## Written instruction
Scan the material and copy every line in which "this" appears.

## Recorded information
**********
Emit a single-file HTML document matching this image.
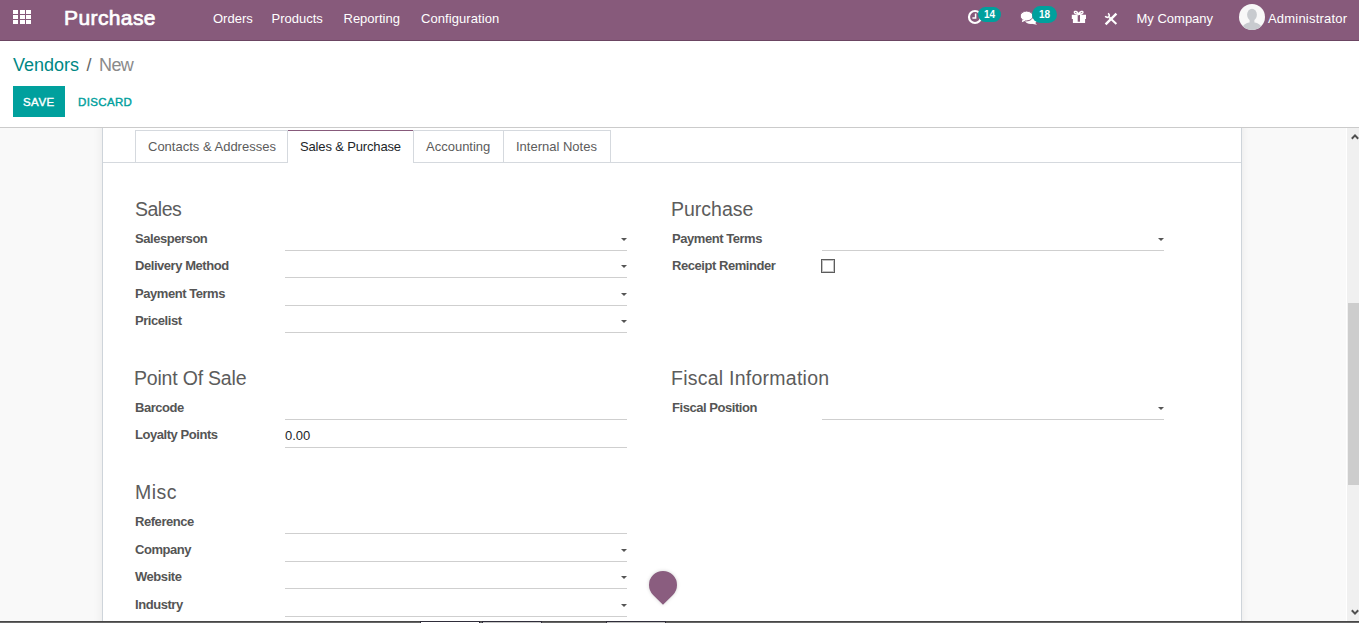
**********
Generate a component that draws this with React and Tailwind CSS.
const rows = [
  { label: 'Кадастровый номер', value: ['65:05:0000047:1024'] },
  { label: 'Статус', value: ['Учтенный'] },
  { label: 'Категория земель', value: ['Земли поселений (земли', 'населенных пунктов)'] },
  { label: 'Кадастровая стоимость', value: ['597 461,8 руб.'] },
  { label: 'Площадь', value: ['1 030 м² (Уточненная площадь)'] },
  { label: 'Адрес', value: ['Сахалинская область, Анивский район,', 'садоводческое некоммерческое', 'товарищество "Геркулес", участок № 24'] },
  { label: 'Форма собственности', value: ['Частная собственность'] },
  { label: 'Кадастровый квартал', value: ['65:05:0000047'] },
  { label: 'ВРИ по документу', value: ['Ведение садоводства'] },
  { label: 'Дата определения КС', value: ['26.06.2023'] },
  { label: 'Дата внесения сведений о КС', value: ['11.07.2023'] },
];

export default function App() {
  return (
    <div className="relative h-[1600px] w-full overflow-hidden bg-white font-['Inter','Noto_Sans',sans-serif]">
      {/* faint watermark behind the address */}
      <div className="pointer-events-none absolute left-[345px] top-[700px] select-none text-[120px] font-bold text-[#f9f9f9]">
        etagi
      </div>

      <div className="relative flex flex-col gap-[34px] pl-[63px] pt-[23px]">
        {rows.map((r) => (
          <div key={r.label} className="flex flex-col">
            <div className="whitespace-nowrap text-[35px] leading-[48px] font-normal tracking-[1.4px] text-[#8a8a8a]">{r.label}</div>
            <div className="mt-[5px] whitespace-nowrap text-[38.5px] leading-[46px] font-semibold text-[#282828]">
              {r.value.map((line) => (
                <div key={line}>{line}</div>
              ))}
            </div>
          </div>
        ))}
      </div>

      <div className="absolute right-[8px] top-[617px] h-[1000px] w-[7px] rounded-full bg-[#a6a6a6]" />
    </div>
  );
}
**********
## Exercise answer
Emit a single-file HTML document matching this image.
Generate a component that draws this with React and Tailwind CSS.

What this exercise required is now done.